Quelles sont les conséquences de cette crise ?

La conséquence directe, c’est la tension sur le marché locatif. Aujourd’hui, le marché immobilier est bloqué car les gens n’achètent plus à cause des taux hauts. Les conditions des prêts ne donnent pas envie de quitter la location pour acheter. Les bailleurs sociaux sont ainsi passés d’un taux de rotation de 12 % à 8 % par an. Au total, il va se construire, en France, 100 000 logements en moins par rapport à un rythme normal. C’est une situation dramatique pour le marché locatif qui est en tension et cela risque de devenir une bombe sociale ! Si pour nous les promoteurs, qui représentons peu d’emplois, la situation n’est pas trop grave, elle a par contre de grosses conséquences dans le secteur des entreprises du bâtiment et le marché locatif. Il y a toutefois un point positif à noter, c’est le retour des investisseurs institutionnels depuis le début de l’année. Cela souligne leur confiance pour la suite.

Quelles sont les solutions pour améliorer cette situation de crise ?

Il y a plusieurs pistes.

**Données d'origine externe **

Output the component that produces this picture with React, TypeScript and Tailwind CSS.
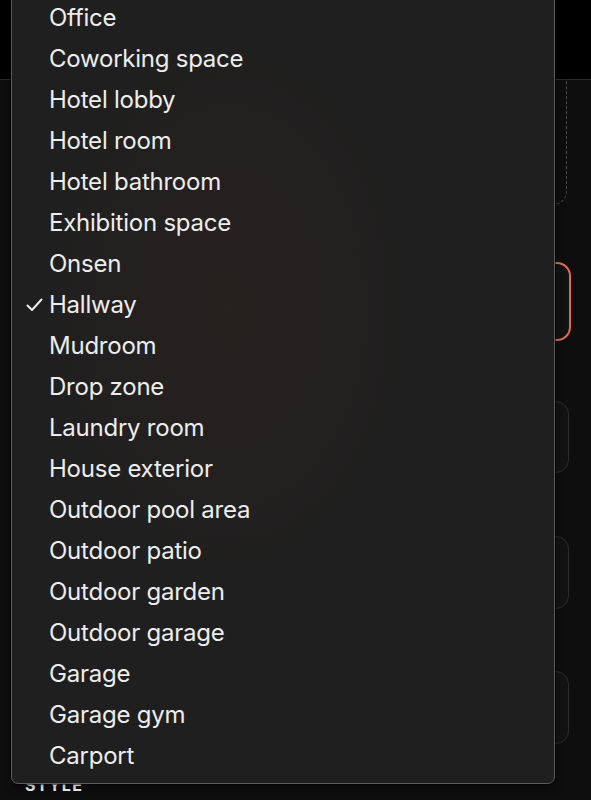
import React from "react";

const items = [
  "Office",
  "Coworking space",
  "Hotel lobby",
  "Hotel room",
  "Hotel bathroom",
  "Exhibition space",
  "Onsen",
  "Hallway",
  "Mudroom",
  "Drop zone",
  "Laundry room",
  "House exterior",
  "Outdoor pool area",
  "Outdoor patio",
  "Outdoor garden",
  "Outdoor garage",
  "Garage",
  "Garage gym",
  "Carport",
];

export default function App() {
  return (
    <div
      className="relative w-[591px] h-[800px] overflow-hidden bg-[#0e0e0e]"
      style={{ fontFamily: "Inter, 'Noto Sans', sans-serif" }}
    >
      <div className="h-[80px] bg-black border-b border-[#2c2c2c]" />
      <div className="flex flex-col pl-[24px] pr-[22px]">
        <div className="mr-[2px] h-[125px] border border-t-0 border-dashed border-[#4a4a4a] rounded-b-[14px]" />
        <div className="-mr-[2px] mt-[57px] h-[79px] rounded-[14px] border-[2.5px] border-[#e06b52] bg-[#121212]" />
        <div className="mt-[60px] h-[72px] rounded-[13px] border border-[#2c2c2c] bg-[#131313]" />
        <div className="mt-[63px] h-[73px] rounded-[13px] border border-[#2c2c2c] bg-[#131313]" />
        <div className="mt-[62px] h-[73px] rounded-[13px] border border-[#2c2c2c] bg-[#131313]" />
        <div className="mt-[29px] pl-[1px] text-[16px] font-bold tracking-[0.08em] text-white">
          STYLE
        </div>
      </div>

      <div className="absolute left-[11px] top-[-10px] w-[544px] rounded-[7px] border border-[#5a5a5a] bg-[#1f1f1f] shadow-[0_0_0_1px_rgba(0,0,0,0.5),0_4px_10px_rgba(0,0,0,0.35)] pt-[6px] pb-[7px] overflow-hidden">
        <div className="pointer-events-none absolute inset-0 bg-[radial-gradient(ellipse_at_40%_40%,rgba(55,40,35,0.3),rgba(0,0,0,0)_45%)]" />
        <ul className="relative">
          {items.map((label) => (
            <li
              key={label}
              className="relative flex items-center h-[41px] pl-[37px] text-[24px] leading-none font-normal tracking-[-0.01em] text-[#ededed]"
            >
              {label === "Hallway" && (
                <span className="absolute left-[14px] top-0 h-full flex items-center">
                  <svg width="17" height="14" viewBox="0 0 17 14" fill="none">
                    <path
                      d="M1.5 7.5 L6 12 L15.5 1.5"
                      stroke="#ececec"
                      strokeWidth="2"
                      strokeLinecap="round"
                      strokeLinejoin="round"
                    />
                  </svg>
                </span>
              )}
              {label}
            </li>
          ))}
        </ul>
      </div>
    </div>
  );
}
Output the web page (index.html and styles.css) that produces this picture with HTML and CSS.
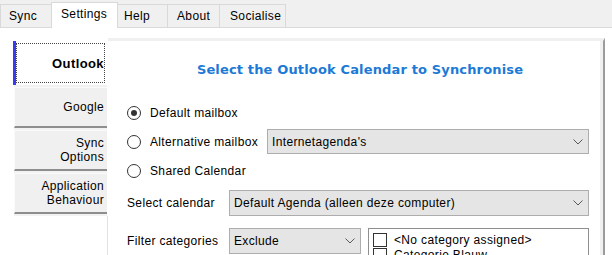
FILE: index.html
```html
<!DOCTYPE html>
<html>
<head>
<meta charset="utf-8">
<link rel="stylesheet" href="styles.css">
</head>
<body>
<div class="window">
  <div class="tabbar">
    <div class="tab tab-sync">Sync</div>
    <div class="tab tab-active tab-settings">Settings</div>
    <div class="tab tab-help">Help</div>
    <div class="tab tab-about">About</div>
    <div class="tab tab-social">Socialise</div>
  </div>
  <div class="main">
    <div class="vtabs">
      <div class="vtab-active"><div class="focus">Outlook</div></div>
      <div class="vtab-group">
        <div class="vtab">Google</div>
        <div class="vtab">Sync<br>Options</div>
        <div class="vtab">Application<br>Behaviour</div>
      </div>
      <div class="vtab-fill"></div>
    </div>
    <div class="panel">
      <div class="title">Select the Outlook Calendar to Synchronise</div>
      <div class="row row-first">
        <span class="radio checked"></span><span class="radio-label">Default mailbox</span>
      </div>
      <div class="row row-next">
        <span class="radio"></span><span class="radio-label radio-label-alt">Alternative mailbox</span>
        <div class="combo combo-grow"><span>Internetagenda's</span><svg class="chev" width="10" height="6" viewBox="0 0 10 6"><path d="M0.5 0.5 L5 5 L9.5 0.5" fill="none" stroke="#5a5a5a" stroke-width="1"/></svg></div>
      </div>
      <div class="row row-next">
        <span class="radio"></span><span class="radio-label">Shared Calendar</span>
      </div>
      <div class="row row-cal">
        <span class="field-label">Select calendar</span>
        <div class="combo combo-grow combo-tall"><span>Default Agenda (alleen deze computer)</span><svg class="chev" width="10" height="6" viewBox="0 0 10 6"><path d="M0.5 0.5 L5 5 L9.5 0.5" fill="none" stroke="#5a5a5a" stroke-width="1"/></svg></div>
      </div>
      <div class="row row-filter">
        <span class="field-label field-label-tall">Filter categories</span>
        <div class="combo combo-small combo-tall"><span>Exclude</span><svg class="chev" width="10" height="6" viewBox="0 0 10 6"><path d="M0.5 0.5 L5 5 L9.5 0.5" fill="none" stroke="#5a5a5a" stroke-width="1"/></svg></div>
        <div class="listbox">
          <div class="list-item"><span class="check"></span>&lt;No category assigned&gt;</div>
          <div class="list-item"><span class="check"></span>Categorie Blauw</div>
        </div>
      </div>
    </div>
  </div>
</div>
</body>
</html>
```
FILE: styles.css
```css
html, body {
  margin: 0;
  padding: 0;
  background: #ffffff;
}
body {
  font-family: "Liberation Sans", Arial, sans-serif;
  font-size: 12px;
  letter-spacing: 0.35px;
  color: #000000;
}
.window {
  width: 612px;
  height: 255px;
  overflow: hidden;
}
.tabbar {
  height: 27px;
  background: #f0f0f0;
  border-bottom: 1px solid #dadada;
  display: flex;
  align-items: flex-end;
}
.tab {
  box-sizing: border-box;
  height: 23px;
  border: 1px solid #d9d9d9;
  border-bottom: none;
  margin-right: -1px;
  display: flex;
  align-items: center;
  background: #f0f0f0;
}
.tab-active {
  position: relative;
  z-index: 1;
  height: 26px;
  margin-bottom: -1px;
  background: #ffffff;
  padding-bottom: 3px;
}
.tab-sync { width: 52px; padding-left: 8px; }
.tab-settings { width: 67px; padding-left: 9px; }
.tab-help { width: 51px; padding-left: 6px; }
.tab-about { width: 53px; padding-left: 9px; }
.tab-social { width: 67px; padding-left: 10px; }

.main {
  display: flex;
  height: 227px;
  box-sizing: border-box;
  padding: 10px 7px 0 12px;
}
.vtabs {
  width: 96px;
  flex: none;
  display: flex;
  flex-direction: column;
}
.vtab-active {
  box-sizing: border-box;
  margin-top: 3px;
  margin-left: 1px;
  height: 44px;
  background: #ffffff;
  border-left: 3px solid #3a3af2;
  padding: 2px 3px 2px 0;
}
.focus {
  box-sizing: border-box;
  height: 100%;
  border: 1px dotted #444444;
  display: flex;
  align-items: center;
  justify-content: flex-end;
  font-weight: bold;
  font-size: 13px;
  letter-spacing: 0.4px;
}
.vtab-group {
  margin-left: 2px;
  width: 93px;
  background: #f2f2f2;
  padding: 2px 0;
  display: flex;
  flex-direction: column;
  gap: 2px;
}
.vtab {
  box-sizing: border-box;
  height: 41px;
  background: #f0f0f0;
  border-top: 1px solid #fafafa;
  border-left: 1px solid #fafafa;
  border-bottom: 2px solid #8e8e8e;
  display: flex;
  flex-direction: column;
  justify-content: center;
  align-items: flex-end;
  text-align: right;
  padding-right: 3px;
  line-height: 14px;
}
.vtab-fill {
  flex: 1;
  width: 95px;
  border-right: 1px solid #e3e3e3;
}
.panel {
  flex: 1;
  box-sizing: border-box;
  border-top: 3px solid #f0f0f0;
  border-right: 2px solid #9c9c9c;
  box-shadow: inset -3px 0 0 #f0f0f0;
  padding-left: 19px;
  padding-right: 14px;
  display: flex;
  flex-direction: column;
}
.title {
  margin-top: 22px;
  margin-left: -10px;
  margin-right: -14px;
  line-height: 14px;
  text-align: center;
  font-family: "DejaVu Sans", Verdana, sans-serif;
  font-weight: bold;
  font-size: 13px;
  letter-spacing: 0.15px;
  color: #1c7ad6;
}
.row {
  display: flex;
  align-items: center;
  height: 25px;
  flex: none;
}
.row-first { margin-top: 23px; }
.row-next { margin-top: 4px; }
.row-cal { margin-top: 7px; height: 26px; }
.row-filter { margin-top: 12px; height: 40px; align-items: flex-start; }
.radio {
  box-sizing: border-box;
  width: 14px;
  height: 14px;
  border: 1px solid #333333;
  border-radius: 50%;
  background: #ffffff;
  margin-right: 9px;
  flex: none;
  display: flex;
  align-items: center;
  justify-content: center;
}
.radio.checked::after {
  content: "";
  width: 6px;
  height: 6px;
  border-radius: 50%;
  background: #333333;
}
.radio-label-alt {
  width: 117px;
  flex: none;
}
.combo {
  box-sizing: border-box;
  height: 25px;
  background: #e5e5e5;
  border: 1px solid #adadad;
  display: flex;
  align-items: center;
  padding-left: 4px;
  padding-right: 5px;
}
.combo-grow { flex: 1; }
.combo-tall { height: 26px; }
.combo-small { width: 132px; flex: none; }
.chev {
  margin-left: auto;
  flex: none;
}
.field-label {
  width: 102px;
  flex: none;
}
.field-label-tall {
  line-height: 26px;
}
.listbox {
  flex: 1;
  margin-left: 7px;
  box-sizing: border-box;
  height: 40px;
  background: #ffffff;
  border: 1px solid #8f8f8f;
  padding: 3px 4px 0 4px;
}
.list-item {
  display: flex;
  align-items: center;
  height: 15px;
}
.check {
  box-sizing: border-box;
  width: 14px;
  height: 14px;
  border: 1px solid #333333;
  background: #ffffff;
  margin-right: 7px;
  flex: none;
}
```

La première consisterait notamment à agir sur la TVA, car nous sommes de grands pourvoyeurs de TVA, nous versons 20 % à l’État chaque fois que nous vendons un logement ! La seconde serait de s’appuyer sur le dispositif Pinel qui ouvre droit à une réduction d’impôt sur le prix d’achat d’un logement mis en location. Mais il est dégradé aujourd’hui et va disparaître en 2024, alors que c’est un dispositif fiscal pourtant attractif pour les investisseurs et donc bon pour le marché. Une autre piste serait d’exonérer l’immobilier neuf des droits de succession. Cela représenterait un nouveau booster d’achat, car ce serait, à la clé, une transmission gratuite pour ceux qui ont acheté. Une telle mesure pourrait être positive pour des investisseurs.

Enfin, il faut revoir les conditions d’attribution au prêt à taux zéro (PTZ) pour les primo-accédants, afin de faciliter l’accès à la propriété. Le problème, c’est que le coût des constructions a augmenté de manière générale, tout comme le prix des terrains, avec des villes qui nous imposent des projets de grande qualité plus coûteux. Mais, il ne faudrait pas que l’appartement neuf devienne systématiquement un bien haut de gamme. On pourrait imaginer une TVA réduite pour les primo-accédants, de par exemple 10 %. Et donc, un PTZ efficace qui nous permettrait de retrouver des gens capables de devenir propriétaires. Après, il ne faut pas être trop pessimiste, il y a des secteurs qui fonctionnent encore bien dans les centres-villes, notamment les programmes premium.